Ask HN: Have you written a book? If so, why? - markhall

I would love to hear opinions from any HN members who published a book (either print or digital) and learn what was their motivation. Beyond monetary gain, what inspired them to write a book for others to read. Thanks in advance.
======
leashless
<http://hexayurt.com/novel> "Mother of Hydrogen"

Because I had some ideas I wanted to work out, and fiction was The Way. Also
<http://thefuturewedeserve.com> which was a massively collaborative book some
friends and I put together: really a fun project, quite mind expanding.

------
ecspike
Definitely wasn't the money.

I wanted to explore a new topic that didn't have that much material out at the
time (Google Wave -> HTML5 Gaming). And I like to speak at conferences, a book
helps you get selected more.

My book has done better than most and is still selling decently approaching 2
years since publication but that's the exception , not the rule.

------
auctiontheory
I love books. It's a way to influence the world with my ideas and passion. It
was a fantastic learning experience, and is still a good conversation starter.

Having said that, my next book(s) will be much more closely tied to my
professional career aspirations - the book can serve as a "calling card."

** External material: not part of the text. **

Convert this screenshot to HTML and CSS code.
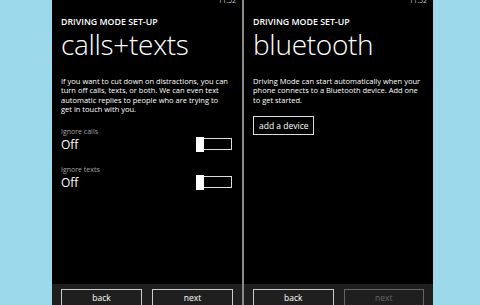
FILE: index.html
```html
<!DOCTYPE html>
<html lang="en">

<head>
    <meta charset="UTF-8">
    <title>Driving Mode Set-up</title>
    <link rel="stylesheet" href="styles.css">
</head>

<body>
    <div class="phones">
        <div class="screen">
            <div class="status">11:52</div>
            <div class="content">
                <div class="app-title">DRIVING MODE SET-UP</div>
                <h1 class="page-title">calls+texts</h1>
                <p class="desc">If you want to cut down on distractions, you can turn off calls, texts, or both. We can even text automatic replies to people who are trying to<br>get in touch with you.</p>

                <div class="setting">
                    <div class="setting-label">Ignore calls</div>
                    <div class="setting-row">
                        <span class="setting-value">Off</span>
                        <span class="toggle"><span class="thumb"></span><span class="track"></span></span>
                    </div>
                </div>

                <div class="setting">
                    <div class="setting-label">Ignore texts</div>
                    <div class="setting-row">
                        <span class="setting-value">Off</span>
                        <span class="toggle"><span class="thumb"></span><span class="track"></span></span>
                    </div>
                </div>
            </div>
            <div class="app-bar">
                <button class="bar-btn">back</button>
                <button class="bar-btn">next</button>
            </div>
        </div>

        <div class="screen second">
            <div class="status">11:52</div>
            <div class="content">
                <div class="app-title">DRIVING MODE SET-UP</div>
                <h1 class="page-title">bluetooth</h1>
                <p class="desc">Driving Mode can start automatically when your phone connects to a Bluetooth device. Add one to get started.</p>
                <button class="add-btn">add a device</button>
            </div>
            <div class="app-bar">
                <button class="bar-btn">back</button>
                <button class="bar-btn disabled">next</button>
            </div>
        </div>
    </div>
</body>

</html>
```

FILE: styles.css
```css
* {
    box-sizing: border-box;
    font-family: 'Open Sans', 'Noto Sans', sans-serif;
}

body {
    margin: 0;
    background-color: #9cd9eb;
    overflow: hidden;
}

.phones {
    display: flex;
    padding-left: 52px;
    height: 305px;
}

.screen {
    width: 190px;
    height: 305px;
    background-color: #000;
    color: #fff;
    display: flex;
    flex-direction: column;
}

.screen.second {
    width: 191px;
    border-left: 2px solid #8a8a8a;
}

.status {
    height: 8px;
    margin-top: -3px;
    padding-right: 6px;
    text-align: right;
    font-size: 7px;
    line-height: 8px;
    color: #ccc;
}

.content {
    flex: 1;
    padding: 11px 9px 0;
}

.app-title {
    font-size: 8.8px;
    font-weight: 600;
    line-height: 12px;
}

.page-title {
    margin: 0;
    font-size: 28px;
    font-weight: 300;
    line-height: 32px;
    letter-spacing: -0.3px;
}

.desc {
    margin: 17px 0 0;
    font-size: 7.5px;
    line-height: 9.3px;
}

.setting {
    margin-top: 13px;
}

.setting + .setting {
    margin-top: 13px;
}

.setting-label {
    font-size: 7px;
    line-height: 9px;
    color: #a6a6a6;
}

.setting-row {
    display: flex;
    justify-content: space-between;
    align-items: center;
    height: 16px;
}

.setting-value {
    font-size: 12px;
    color: #fff;
}

.toggle {
    display: flex;
    align-items: center;
    margin-right: 1px;
}

.thumb {
    width: 8px;
    height: 15px;
    background-color: #fff;
}

.track {
    width: 28px;
    height: 12px;
    border: 1px solid #ddd;
    border-left: none;
}

.add-btn {
    margin-top: 11px;
    height: 19px;
    padding: 0 5px;
    background: none;
    border: 1px solid #ddd;
    color: #fff;
    font-size: 8.5px;
}

.app-bar {
    height: 21px;
    background-color: #1f1f1f;
    display: flex;
    gap: 10px;
    padding: 5px 9px 0;
}

.bar-btn {
    flex: 1;
    height: 22px;
    padding: 0 0 6px;
    background: none;
    border: 1px solid #ccc;
    color: #fff;
    font-size: 8.5px;
}

.bar-btn.disabled {
    border-color: #666;
    color: #666;
}
```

If you do write a book, put in the work to do it well. Please don't use a
vanity press!

------
latch
All my ebooks have been free. I did because I like writing, it's a great way
to learn and a great way to teach.

Most popular were Foundations of Programming, The Little MongoDB Book and The
Litte Redis Book. Most recent is Scaling Viki.

------
m2mapps
A PhD can be viewed as a peer-reviewed, published book, so yes.